▶ [DATA SECTION]:
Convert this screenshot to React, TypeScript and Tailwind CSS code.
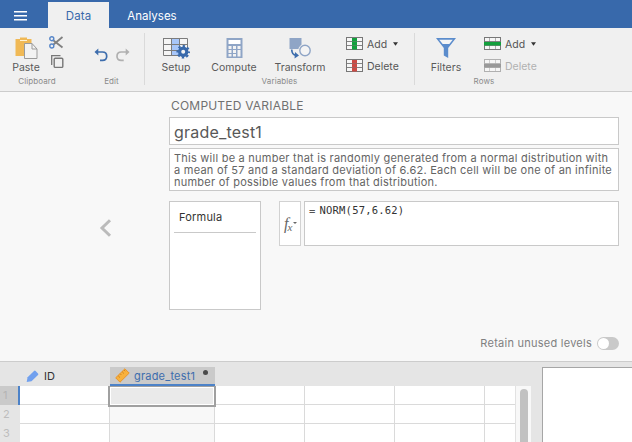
import React from "react";

const LINE = "#777777";

function GridIcon({ fill, dir, line = LINE }: { fill: string; dir: "col" | "row"; line?: string }) {
  return (
    <svg width="18" height="14" viewBox="0 0 18 14" className="block shrink-0">
      <rect x="0.5" y="0.5" width="16" height="12" fill="#f6f6f6" stroke={line} />
      <path d="M0 4.5H17M0 8.5H17" stroke={line} strokeWidth="0.9" />
      {dir === "col" ? (
        <>
          <rect x="6" y="1" width="5" height="11.5" fill={fill} />
          <path d="M6 4.5H11M6 8.5H11" stroke={line} strokeWidth="0.8" opacity="0.6" />
        </>
      ) : (
        <>
          <path d="M5.5 0V13M11.5 0V13" stroke={line} strokeWidth="0.8" opacity="0.7" />
          <rect x="0" y="5" width="17" height="3.5" fill={fill} />
        </>
      )}
    </svg>
  );
}

function Caret() {
  return (
    <svg width="5" height="4" viewBox="0 0 5 4" className="block">
      <path d="M0 0.3H5L2.5 3.8Z" fill="#333" />
    </svg>
  );
}

function SmallAction({ icon, label, caret, muted }: { icon: React.ReactNode; label: string; caret?: boolean; muted?: boolean }) {
  return (
    <div className="flex h-[14px] items-center">
      {icon}
      <span className={`ml-[3px] mt-px text-[10.5px] leading-[14px] ${muted ? "text-[#b0b0b0]" : "text-[#555]"}`}>{label}</span>
      {caret && <span className="ml-[6px] flex"><Caret /></span>}
    </div>
  );
}

function BigButton({ width, label, children }: { width: string; label: string; children: React.ReactNode }) {
  return (
    <div className={`flex shrink-0 flex-col items-center ${width}`}>
      <div className="flex h-[24px] items-start justify-center">{children}</div>
      <span className="text-[10.5px] leading-[14px] text-[#5a5a5a]">{label}</span>
    </div>
  );
}

function GroupName({ children }: { children: React.ReactNode }) {
  return <div className="text-center text-[8px] leading-[10px] tracking-[0.1px] text-[#8a8a8a]">{children}</div>;
}

function Ribbon() {
  return (
    <div className="flex h-[64px] border-b border-[#cccccc] bg-[#f0f0f0] pt-[5px]">
      <section className="w-[74px]">
        <div className="flex h-[43px] pt-[4px]">
          <BigButton width="w-[52px]" label="Paste">
            <svg width="23" height="23" viewBox="0 0 23 23">
              <path d="M0.5 2H5V0.5H12V2H16.5V19H0.5Z" fill="#f0b956" />
              <path d="M5 3.5H12" stroke="#fff3d7" />
              <path d="M9.5 6.5H17L22 12V21.5H9.5Z" fill="#f3f3f3" stroke="#9b9b9b" />
              <path d="M17 6.5V12H22" fill="none" stroke="#9b9b9b" />
            </svg>
          </BigButton>
          <div className="-ml-[3px] -mt-px flex flex-col gap-[6px]">
            <svg width="15" height="13" viewBox="0 0 15 13">
              <path d="M4.5 4.5L13.5 11.5M4.5 8.5L13.5 1" stroke="#808080" strokeWidth="1.8" />
              <circle cx="2.8" cy="2.7" r="2" fill="none" stroke="#5585c8" strokeWidth="1.4" />
              <circle cx="2.8" cy="10" r="2" fill="none" stroke="#5585c8" strokeWidth="1.4" />
            </svg>
            <svg width="14" height="14" viewBox="0 0 14 14" className="ml-[2px]">
              <path d="M0.7 10V0.7H9.5" fill="none" stroke="#777" strokeWidth="1.3" />
              <rect x="3.2" y="3.2" width="8.6" height="9.2" rx="1" fill="none" stroke="#777" strokeWidth="1.4" />
            </svg>
          </div>
        </div>
        <GroupName>Clipboard</GroupName>
      </section>
      <section className="w-[70px]">
        <div className="flex h-[43px] gap-[8px] pl-[20px] pt-[15px]">
          <svg width="14" height="14" viewBox="0 0 14 14">
            <path d="M2 4H8.5Q12.7 4 12.7 8.2Q12.7 12.3 8.5 12.3H6" fill="none" stroke="#3d6dad" strokeWidth="1.7" />
            <path d="M0.5 4L4.3 0.6V7.4Z" fill="#3d6dad" />
          </svg>
          <svg width="14" height="14" viewBox="0 0 14 14">
            <path d="M12 4H5.2Q1 4 1 8.2Q1 12.3 5.2 12.3H7.7" fill="none" stroke="#b0b0b0" strokeWidth="1.7" />
            <path d="M13.5 4L9.7 0.6V7.4Z" fill="#b0b0b0" />
          </svg>
        </div>
        <div className="pl-[5px]"><GroupName>Edit</GroupName></div>
      </section>
      <div className="h-[52px] w-px bg-[#dadada]" />
      <section className="w-[269px]">
        <div className="flex h-[43px] pt-[4px]">
          <BigButton width="w-[62px]" label="Setup">
            <svg width="28" height="23" viewBox="0 0 28 23">
              <rect x="1.5" y="1.5" width="24" height="17" fill="#f5f5f5" />
              <rect x="10" y="1.5" width="7" height="17" fill="#a8c7fa" />
              <path d="M1.5 1.5H25.5V13M1.5 1V18.5H17M1.5 7.5H25.5M1.5 13.5H17M9.5 1V18M17.5 1V13" fill="none" stroke="#7c7c7c" />
              <circle cx="21.2" cy="14.8" r="3.6" fill="#f3f3f3" stroke="#3869ab" strokeWidth="3.2" />
              <circle cx="21.2" cy="14.8" r="5.8" fill="none" stroke="#3869ab" strokeWidth="2" strokeDasharray="2.4 2.155" strokeDashoffset="1.2" />
            </svg>
          </BigButton>
          <BigButton width="w-[54px]" label="Compute">
            <svg width="17" height="22" viewBox="0 0 17 22">
              <rect x="0.5" y="1" width="16" height="20" fill="#8fa5c6" />
              <rect x="2.5" y="3" width="12" height="4" fill="#fff" />
              <path d="M2.5 9H5.5V12H2.5ZM7 9H10V12H7ZM11.5 9H14.5V12H11.5ZM2.5 13H5.5V16H2.5ZM7 13H10V16H7ZM2.5 17H5.5V19.5H2.5ZM7 17H10V19.5H7ZM11.5 13H14.5V19.5H11.5Z" fill="#f3f3f3" />
            </svg>
          </BigButton>
          <BigButton width="w-[78px]" label="Transform">
            <svg width="24" height="23" viewBox="0 0 24 23">
              <rect x="1.5" y="1" width="12" height="11" fill="#8fa5c6" />
              <circle cx="17" cy="13.5" r="5.3" fill="#f0f0f0" stroke="#f0f0f0" strokeWidth="3" />
              <circle cx="17" cy="13.5" r="5.2" fill="#f4f4f4" stroke="#8fa5c6" strokeWidth="1.4" />
              <path d="M3.7 12.5Q4 18 8 18.3" fill="none" stroke="#3d6dad" strokeWidth="1.7" />
              <path d="M7 15L11 18.5L6.5 21.5Z" fill="#3d6dad" />
            </svg>
          </BigButton>
          <div className="ml-[7px] flex flex-col gap-[8px]">
            <SmallAction icon={<GridIcon fill="#12a03c" dir="col" />} label="Add" caret />
            <SmallAction icon={<GridIcon fill="#cb4b45" dir="col" />} label="Delete" />
          </div>
        </div>
        <GroupName>Variables</GroupName>
      </section>
      <div className="h-[52px] w-px bg-[#dadada]" />
      <section className="w-[138px]">
        <div className="flex h-[43px] pt-[4px]">
          <BigButton width="w-[62px]" label="Filters">
            <svg width="22" height="23" viewBox="0 0 22 23">
              <path d="M1 1H21L13.2 11V21L8.8 18.5V11Z" fill="#5b8ccc" />
              <path d="M4.2 2.8H17.8L14.3 7H7.7Z" fill="#f5f5f5" />
            </svg>
          </BigButton>
          <div className="ml-[7px] flex flex-col gap-[8px]">
            <SmallAction icon={<GridIcon fill="#12a03c" dir="row" />} label="Add" caret />
            <SmallAction icon={<GridIcon fill="#999" dir="row" line="#b0b0b0" />} label="Delete" muted />
          </div>
        </div>
        <GroupName>Rows</GroupName>
      </section>
    </div>
  );
}

function VariableEditor() {
  return (
    <div className="flex h-[270px] border-b border-[#cccccc] bg-[#f8f8f8]">
      <div className="w-[169px] pl-[99px] pt-[127px]">
        <svg width="13" height="18" viewBox="0 0 13 18">
          <path d="M11 1.2L3 9L11 16.8" fill="none" stroke="#bbb" strokeWidth="3" />
        </svg>
      </div>
      <div className="w-[450px]">
        <h1 className="h-[25px] whitespace-nowrap pl-[2px] pt-[6px] text-[12px] leading-[16px] tracking-[0.2px] text-[#707070]">COMPUTED VARIABLE</h1>
        <div className="h-[28px] border border-[#c9c9c9] bg-white pl-[4px] text-[16px] leading-[28px] tracking-[0.2px] text-[#585858]">grade_test1</div>
        <div className="mt-[3px] h-[43px] whitespace-nowrap border border-[#c9c9c9] bg-white pl-[4px] pt-[3px] text-[11px] leading-[12px] tracking-[0.24px] text-[#646464]">
          This will be a number that is randomly generated from a normal distribution with
          <br />a mean of 57 and a standard deviation of 6.62. Each cell will be one of an infinite
          <br />number of possible values from that distribution.
        </div>
        <div className="mt-[10px] flex items-start">
          <div className="h-[109px] w-[92px] border border-[#c9c9c9] bg-white px-[4px]">
            <div className="h-[31px] border-b border-[#c9c9c9] pl-[5px] pt-[8px] text-[11px] leading-[14px] tracking-[0.2px] text-[#333]">Formula</div>
          </div>
          <div className="ml-[18px] flex h-[45px] w-[22px] items-center border border-[#d2d2d2] bg-white pl-[4px] font-['Liberation_Serif',serif] italic text-[#666]">
            <span className="text-[16px] leading-[16px]">f</span>
            <span className="-ml-[1px] mt-[8px] text-[11px] leading-[9px]">x</span>
            <span className="ml-px mt-[-2px] h-0 w-0 shrink-0 border-x-2 border-t-2 border-x-transparent border-t-[#666]" />
          </div>
          <div className="ml-[3px] flex h-[45px] w-[315px] border border-[#c9c9c9] bg-white pl-[4px] pt-px font-['DejaVu_Sans_Mono',monospace] text-[10.5px] leading-[14px] tracking-[0.2px] text-[#333]">
            <span className="mr-[4px] pt-px text-[#555]">=</span>
            <span>NORM(57,6.62)</span>
          </div>
        </div>
        <div className="mt-[26px] flex items-center justify-end">
          <span className="text-[11px] leading-[14px] tracking-[0.25px] text-[#808080]">Retain unused levels</span>
          <span className="ml-[5px] flex h-[13px] w-[22px] items-center rounded-full bg-[#c9c9c9] p-px">
            <span className="h-[11px] w-[11px] rounded-full bg-white" />
          </span>
        </div>
      </div>
    </div>
  );
}

function SheetRow({ n, active }: { n: number; active?: boolean }) {
  return (
    <div className="flex h-[19px] shrink-0">
      <div className={`w-[20px] pl-[3px] text-[11px] leading-[18px] ${active ? "border-r-2 border-[#4c82c8] bg-[#cacaca] text-[#b4b4b4]" : "bg-[#e5e5e5] text-[#bdbdbd]"}`}>{n}</div>
      <div className="w-[90px] border-b border-r border-[#dadada] bg-white" />
      <div className="w-[105px] border-b border-r border-[#dadada] bg-[#f8f8f8]">
        {active && <div className="relative -left-[2px] h-[21px] w-[108px] border-2 border-t border-[#a0a0a0] bg-[#eaeaea] shadow-[inset_0_0_0_1px_#fff]" />}
      </div>
      <div className="w-[90px] border-b border-r border-[#dadada] bg-white" />
      <div className="w-[90px] border-b border-r border-[#dadada] bg-white" />
      <div className="w-[90px] border-b border-r border-[#dadada] bg-white" />
      <div className="w-[30px] border-b border-[#dadada] bg-white" />
    </div>
  );
}

function Spreadsheet() {
  return (
    <div className="flex h-[80px] overflow-hidden bg-[#e5e5e5]">
      <div className="w-[531px]">
        <div className="flex h-[24px] items-end text-[11px]">
          <div className="flex h-[19px] w-[110px] items-center pl-[26px]">
            <svg width="14" height="13" viewBox="0 0 14 13">
              <path d="M0.7 12L1.6 7.2L8 0.9Q8.8 0.3 9.6 1L12 3.5Q12.7 4.3 12 5.1L5.5 11.3Z" fill="#71a0ee" />
            </svg>
            <span className="ml-[4px] text-[#333]">ID</span>
          </div>
          <div className="flex h-[19px] w-[105px] items-center border-b-2 border-[#4c82c8] bg-[#cacaca] pl-[5px]">
            <svg width="15" height="15" viewBox="0 0 15 15">
              <path d="M0.7 9.8L9.9 0.8L14.2 5.1L5 14.2Z" fill="#f8b13c" stroke="#e9952a" strokeWidth="1" strokeLinejoin="round" />
              <path d="M3.2 7.8L5 9.6M5.2 5.8L6.4 7M7.2 3.8L9 5.6M9 2L10.2 3.2" stroke="#c77a1c" strokeWidth="0.8" />
            </svg>
            <span className="ml-[4px] mt-[2px] tracking-[0.2px] text-[#3d6dad]">grade_test1</span>
            <span className="mb-[6px] ml-[8px] h-[5px] w-[5px] rounded-full bg-[#4a4a4a]" />
          </div>
        </div>
        <div className="flex h-[56px] overflow-hidden">
          <div className="flex w-[515px] flex-col">
            <SheetRow n={1} active />
            <SheetRow n={2} />
            <SheetRow n={3} />
          </div>
          <div className="flex w-[16px] justify-center border-l border-[#e2e2e2] bg-[#f8f8f8] pt-[3px]">
            <div className="h-[80px] w-[8px] rounded-full bg-[#c1c1c1]" />
          </div>
        </div>
      </div>
      <div className="ml-[11px] mt-[5px] w-[90px] border-l border-t border-[#a6a6a6] bg-white" />
    </div>
  );
}

export default function App() {
  return (
    <div className="h-[442px] w-[632px] overflow-hidden bg-[#e5e5e5] font-['Inter',sans-serif]">
      <header className="flex h-[28px] bg-[#3869ab] text-[11.5px]">
        <div className="w-[48px] pl-[14px] pt-[11px]">
          <svg width="13" height="10" viewBox="0 0 13 10" className="block">
            <path d="M0 0.8H13M0 4.8H13M0 8.8H13" stroke="#fff" strokeWidth="1.5" />
          </svg>
        </div>
        <div className="mt-[2px] w-[61px] bg-[#f0f0f0] text-center leading-[28px] tracking-[0.1px] text-[#3869ab]">Data</div>
        <div className="w-[86px] pt-[2px] text-center leading-[28px] text-white">Analyses</div>
      </header>
      <Ribbon />
      <VariableEditor />
      <Spreadsheet />
    </div>
  );
}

▶ [DIRECTIVE]: From the listing above, copy every line that holds the string "React".

▶ [THE OUTPUT]:
Convert this screenshot to React, TypeScript and Tailwind CSS code.
import React from "react";
function SmallAction({ icon, label, caret, muted }: { icon: React.ReactNode; label: string; caret?: boolean; muted?: boolean }) {
function BigButton({ width, label, children }: { width: string; label: string; children: React.ReactNode }) {
function GroupName({ children }: { children: React.ReactNode }) {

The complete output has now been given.